Brief: Copy each line exactly. Drop every picture.

Information provided:
※ ※ ※

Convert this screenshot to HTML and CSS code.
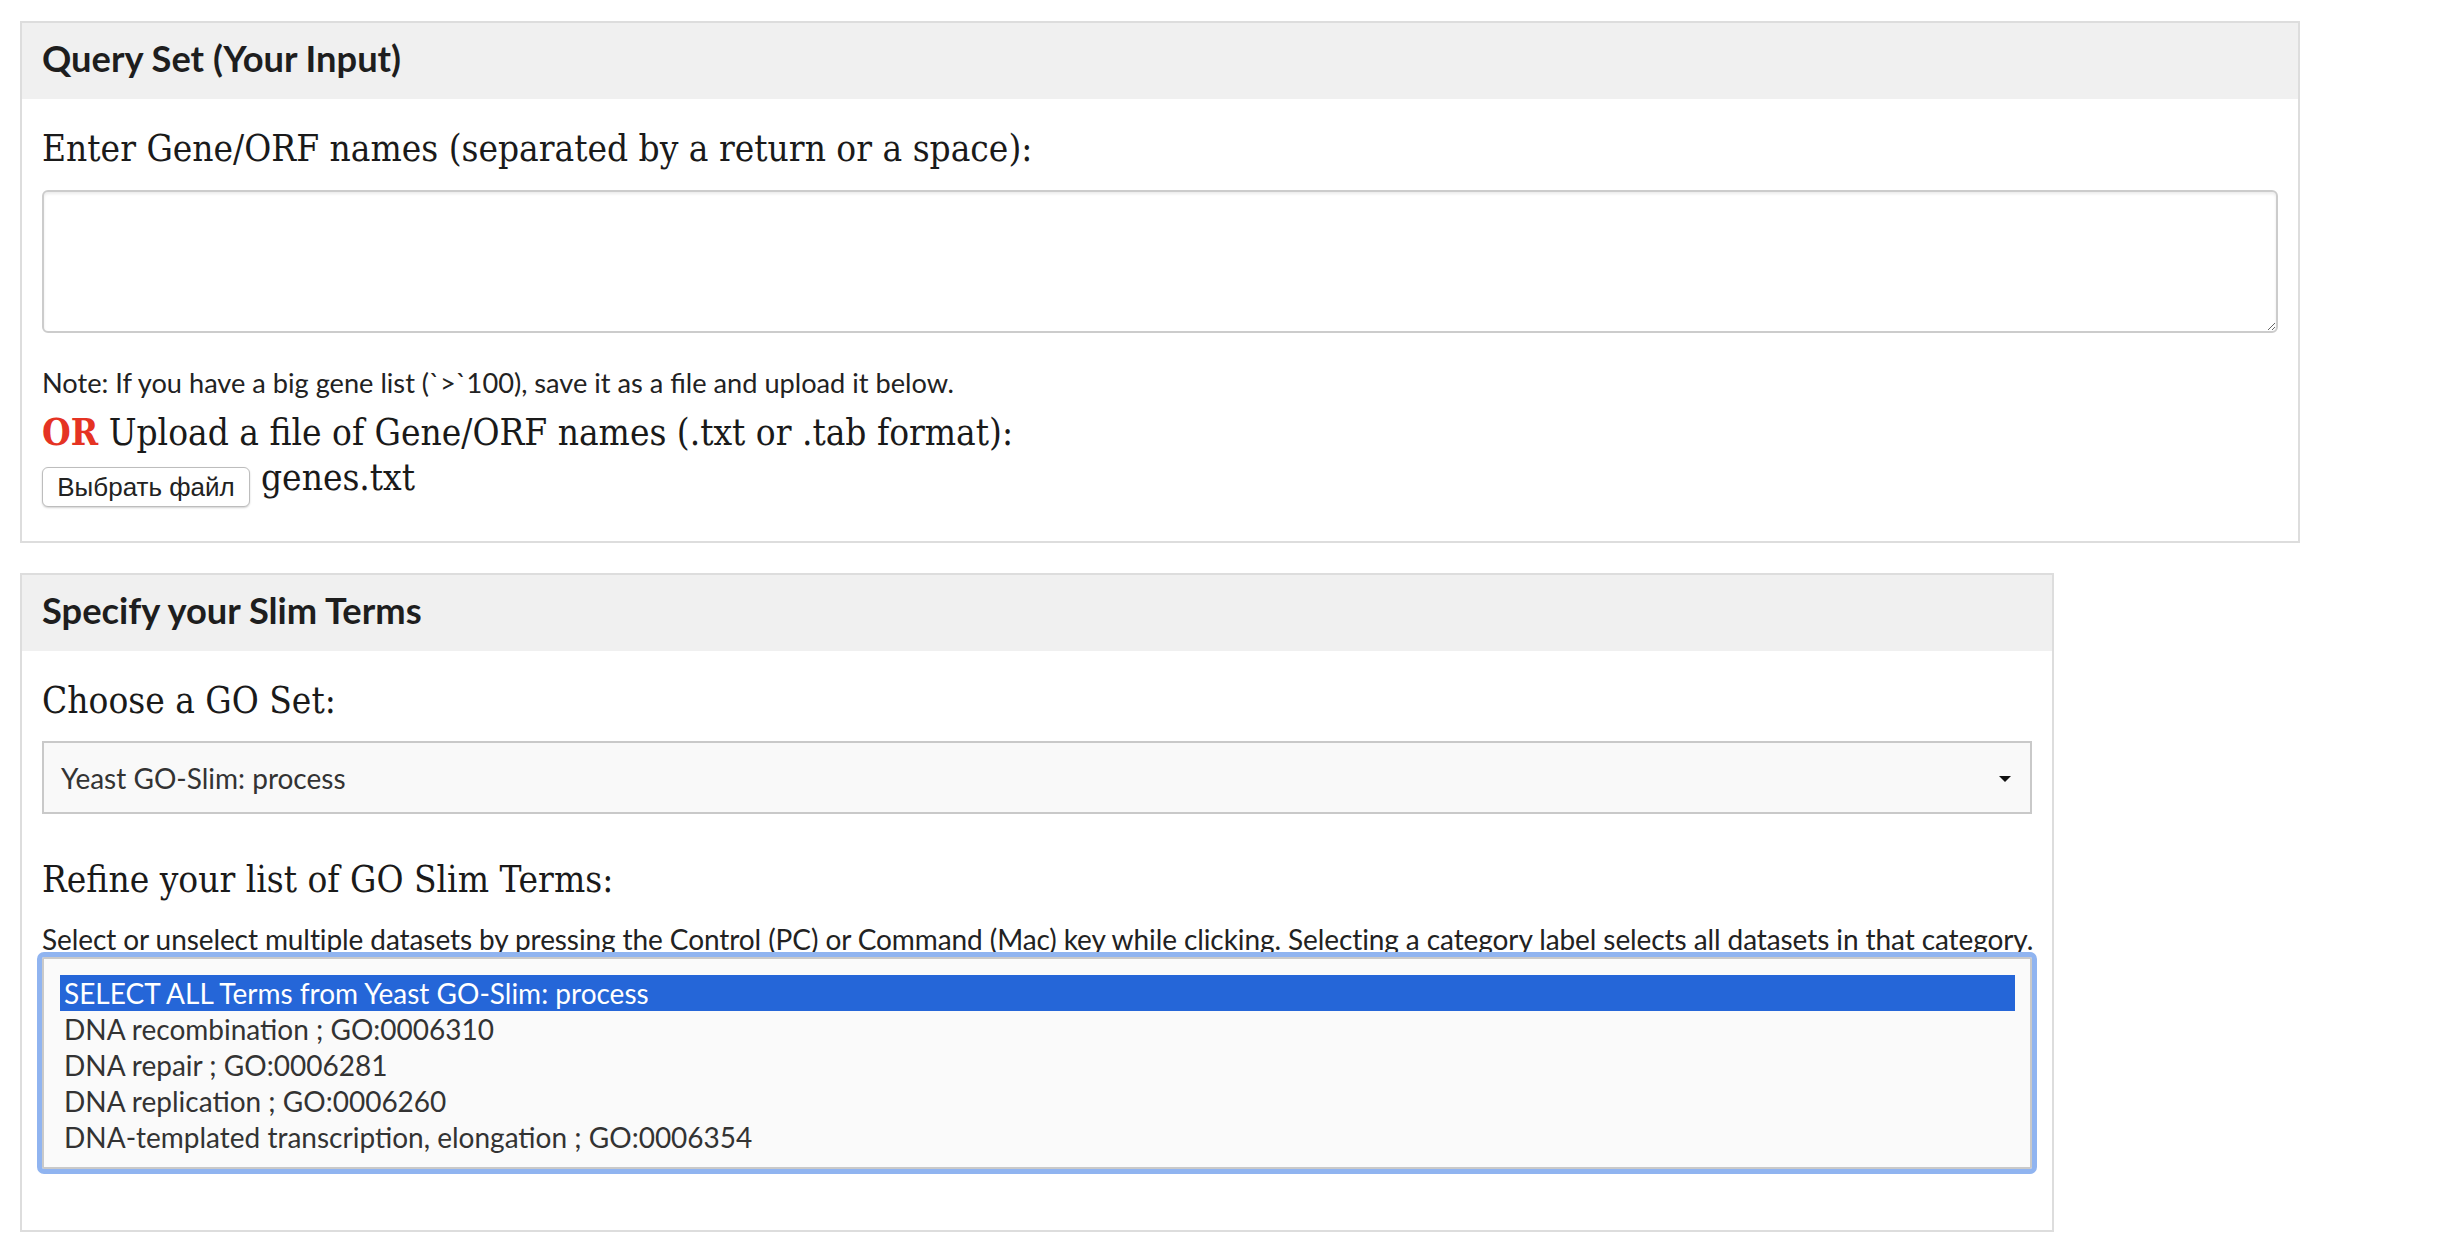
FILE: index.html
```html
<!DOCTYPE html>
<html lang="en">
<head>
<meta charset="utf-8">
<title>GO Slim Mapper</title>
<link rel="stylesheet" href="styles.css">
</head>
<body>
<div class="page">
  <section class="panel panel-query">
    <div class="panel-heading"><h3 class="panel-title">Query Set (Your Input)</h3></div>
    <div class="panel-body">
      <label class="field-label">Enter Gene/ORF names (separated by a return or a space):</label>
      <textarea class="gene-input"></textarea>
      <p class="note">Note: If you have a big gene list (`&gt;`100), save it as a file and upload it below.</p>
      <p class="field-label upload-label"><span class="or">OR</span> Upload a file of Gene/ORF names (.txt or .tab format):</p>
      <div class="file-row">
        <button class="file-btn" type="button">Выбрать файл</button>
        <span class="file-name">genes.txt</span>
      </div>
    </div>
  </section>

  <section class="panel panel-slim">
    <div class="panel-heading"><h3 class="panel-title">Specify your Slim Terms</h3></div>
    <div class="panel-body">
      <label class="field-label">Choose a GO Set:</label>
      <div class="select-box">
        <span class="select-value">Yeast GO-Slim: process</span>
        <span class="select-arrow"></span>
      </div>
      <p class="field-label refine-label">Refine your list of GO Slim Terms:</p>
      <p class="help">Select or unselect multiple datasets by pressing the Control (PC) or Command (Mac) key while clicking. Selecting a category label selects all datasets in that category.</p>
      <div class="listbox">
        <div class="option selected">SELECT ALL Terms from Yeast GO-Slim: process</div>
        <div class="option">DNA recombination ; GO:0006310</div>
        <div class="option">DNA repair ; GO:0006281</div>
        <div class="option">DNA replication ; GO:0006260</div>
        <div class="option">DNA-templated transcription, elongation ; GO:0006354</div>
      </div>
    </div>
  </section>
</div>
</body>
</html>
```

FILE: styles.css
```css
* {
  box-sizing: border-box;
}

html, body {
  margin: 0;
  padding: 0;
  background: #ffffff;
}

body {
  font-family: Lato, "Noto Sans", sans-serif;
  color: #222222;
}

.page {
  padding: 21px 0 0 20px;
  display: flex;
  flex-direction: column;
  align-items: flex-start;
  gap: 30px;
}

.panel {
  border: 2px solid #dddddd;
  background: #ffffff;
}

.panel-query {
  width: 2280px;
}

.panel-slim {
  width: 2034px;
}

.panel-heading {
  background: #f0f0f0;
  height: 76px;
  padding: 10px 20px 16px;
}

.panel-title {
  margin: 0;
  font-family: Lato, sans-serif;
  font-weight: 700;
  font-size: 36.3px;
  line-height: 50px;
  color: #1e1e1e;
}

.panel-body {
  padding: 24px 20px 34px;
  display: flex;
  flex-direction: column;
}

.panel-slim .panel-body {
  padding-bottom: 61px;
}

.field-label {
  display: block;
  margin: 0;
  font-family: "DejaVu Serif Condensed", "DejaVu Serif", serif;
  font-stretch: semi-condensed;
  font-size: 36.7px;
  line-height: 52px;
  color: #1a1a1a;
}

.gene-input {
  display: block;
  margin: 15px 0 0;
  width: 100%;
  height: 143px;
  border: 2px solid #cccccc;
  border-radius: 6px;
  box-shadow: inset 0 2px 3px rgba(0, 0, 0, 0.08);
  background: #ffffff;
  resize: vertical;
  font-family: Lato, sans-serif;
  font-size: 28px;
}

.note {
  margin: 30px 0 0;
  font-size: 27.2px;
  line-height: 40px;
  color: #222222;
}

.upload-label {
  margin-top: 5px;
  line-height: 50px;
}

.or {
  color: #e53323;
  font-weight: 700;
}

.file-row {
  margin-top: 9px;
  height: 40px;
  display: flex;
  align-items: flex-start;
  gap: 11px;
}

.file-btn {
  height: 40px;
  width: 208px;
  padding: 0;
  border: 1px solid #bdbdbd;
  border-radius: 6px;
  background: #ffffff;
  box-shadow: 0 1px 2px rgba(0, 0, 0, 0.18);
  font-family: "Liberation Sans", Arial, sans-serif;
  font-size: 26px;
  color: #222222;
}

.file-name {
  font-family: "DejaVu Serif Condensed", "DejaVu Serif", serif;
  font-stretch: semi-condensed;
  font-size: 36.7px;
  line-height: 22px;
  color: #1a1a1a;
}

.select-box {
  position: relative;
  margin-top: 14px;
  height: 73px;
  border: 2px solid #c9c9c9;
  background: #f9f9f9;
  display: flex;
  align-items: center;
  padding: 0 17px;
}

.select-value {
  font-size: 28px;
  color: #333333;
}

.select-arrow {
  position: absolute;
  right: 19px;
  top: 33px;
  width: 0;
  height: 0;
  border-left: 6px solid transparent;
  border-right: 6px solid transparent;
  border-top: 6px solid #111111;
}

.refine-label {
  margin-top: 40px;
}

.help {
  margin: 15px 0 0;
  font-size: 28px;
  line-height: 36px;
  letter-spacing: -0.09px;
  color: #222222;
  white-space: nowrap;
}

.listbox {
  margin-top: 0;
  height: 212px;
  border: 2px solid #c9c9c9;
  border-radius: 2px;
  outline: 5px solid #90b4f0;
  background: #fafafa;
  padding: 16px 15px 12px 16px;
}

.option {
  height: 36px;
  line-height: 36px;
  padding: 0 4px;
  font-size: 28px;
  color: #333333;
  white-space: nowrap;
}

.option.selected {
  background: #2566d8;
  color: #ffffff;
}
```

※ ※ ※

Solution to the exercise:
Convert this screenshot to HTML and CSS code.
FILE: index.html
```html
<!DOCTYPE html>
<html lang="en">
<head>
<meta charset="utf-8">
<title>GO Slim Mapper</title>
<link rel="stylesheet" href="styles.css">
</head>
<body>
<div class="page">
  <section class="panel panel-query">
    <div class="panel-heading"><h3 class="panel-title">Query Set (Your Input)</h3></div>
    <div class="panel-body">
      <label class="field-label">Enter Gene/ORF names (separated by a return or a space):</label>
      <textarea class="gene-input"></textarea>
      <p class="note">Note: If you have a big gene list (`&gt;`100), save it as a file and upload it below.</p>
      <p class="field-label upload-label"><span class="or">OR</span> Upload a file of Gene/ORF names (.txt or .tab format):</p>
      <div class="file-row">
        <button class="file-btn" type="button">Выбрать файл</button>
        <span class="file-name">genes.txt</span>
      </div>
    </div>
  </section>

  <section class="panel panel-slim">
    <div class="panel-heading"><h3 class="panel-title">Specify your Slim Terms</h3></div>
    <div class="panel-body">
      <label class="field-label">Choose a GO Set:</label>
      <div class="select-box">
        <span class="select-value">Yeast GO-Slim: process</span>
        <span class="select-arrow"></span>
      </div>
      <p class="field-label refine-label">Refine your list of GO Slim Terms:</p>
      <p class="help">Select or unselect multiple datasets by pressing the Control (PC) or Command (Mac) key while clicking. Selecting a category label selects all datasets in that category.</p>
      <div class="listbox">
        <div class="option selected">SELECT ALL Terms from Yeast GO-Slim: process</div>
        <div class="option">DNA recombination ; GO:0006310</div>
        <div class="option">DNA repair ; GO:0006281</div>
        <div class="option">DNA replication ; GO:0006260</div>
        <div class="option">DNA-templated transcription, elongation ; GO:0006354</div>
      </div>
    </div>
  </section>
</div>
</body>
</html>
```

FILE: styles.css
```css
* {
  box-sizing: border-box;
}

html, body {
  margin: 0;
  padding: 0;
  background: #ffffff;
}

body {
  font-family: Lato, "Noto Sans", sans-serif;
  color: #222222;
}

.page {
  padding: 21px 0 0 20px;
  display: flex;
  flex-direction: column;
  align-items: flex-start;
  gap: 30px;
}

.panel {
  border: 2px solid #dddddd;
  background: #ffffff;
}

.panel-query {
  width: 2280px;
}

.panel-slim {
  width: 2034px;
}

.panel-heading {
  background: #f0f0f0;
  height: 76px;
  padding: 10px 20px 16px;
}

.panel-title {
  margin: 0;
  font-family: Lato, sans-serif;
  font-weight: 700;
  font-size: 36.3px;
  line-height: 50px;
  color: #1e1e1e;
}

.panel-body {
  padding: 24px 20px 34px;
  display: flex;
  flex-direction: column;
}

.panel-slim .panel-body {
  padding-bottom: 61px;
}

.field-label {
  display: block;
  margin: 0;
  font-family: "DejaVu Serif Condensed", "DejaVu Serif", serif;
  font-stretch: semi-condensed;
  font-size: 36.7px;
  line-height: 52px;
  color: #1a1a1a;
}

.gene-input {
  display: block;
  margin: 15px 0 0;
  width: 100%;
  height: 143px;
  border: 2px solid #cccccc;
  border-radius: 6px;
  box-shadow: inset 0 2px 3px rgba(0, 0, 0, 0.08);
  background: #ffffff;
  resize: vertical;
  font-family: Lato, sans-serif;
  font-size: 28px;
}

.note {
  margin: 30px 0 0;
  font-size: 27.2px;
  line-height: 40px;
  color: #222222;
}

.upload-label {
  margin-top: 5px;
  line-height: 50px;
}

.or {
  color: #e53323;
  font-weight: 700;
}

.file-row {
  margin-top: 9px;
  height: 40px;
  display: flex;
  align-items: flex-start;
  gap: 11px;
}

.file-btn {
  height: 40px;
  width: 208px;
  padding: 0;
  border: 1px solid #bdbdbd;
  border-radius: 6px;
  background: #ffffff;
  box-shadow: 0 1px 2px rgba(0, 0, 0, 0.18);
  font-family: "Liberation Sans", Arial, sans-serif;
  font-size: 26px;
  color: #222222;
}

.file-name {
  font-family: "DejaVu Serif Condensed", "DejaVu Serif", serif;
  font-stretch: semi-condensed;
  font-size: 36.7px;
  line-height: 22px;
  color: #1a1a1a;
}

.select-box {
  position: relative;
  margin-top: 14px;
  height: 73px;
  border: 2px solid #c9c9c9;
  background: #f9f9f9;
  display: flex;
  align-items: center;
  padding: 0 17px;
}

.select-value {
  font-size: 28px;
  color: #333333;
}

.select-arrow {
  position: absolute;
  right: 19px;
  top: 33px;
  width: 0;
  height: 0;
  border-left: 6px solid transparent;
  border-right: 6px solid transparent;
  border-top: 6px solid #111111;
}

.refine-label {
  margin-top: 40px;
}

.help {
  margin: 15px 0 0;
  font-size: 28px;
  line-height: 36px;
  letter-spacing: -0.09px;
  color: #222222;
  white-space: nowrap;
}

.listbox {
  margin-top: 0;
  height: 212px;
  border: 2px solid #c9c9c9;
  border-radius: 2px;
  outline: 5px solid #90b4f0;
  background: #fafafa;
  padding: 16px 15px 12px 16px;
}

.option {
  height: 36px;
  line-height: 36px;
  padding: 0 4px;
  font-size: 28px;
  color: #333333;
  white-space: nowrap;
}

.option.selected {
  background: #2566d8;
  color: #ffffff;
}
```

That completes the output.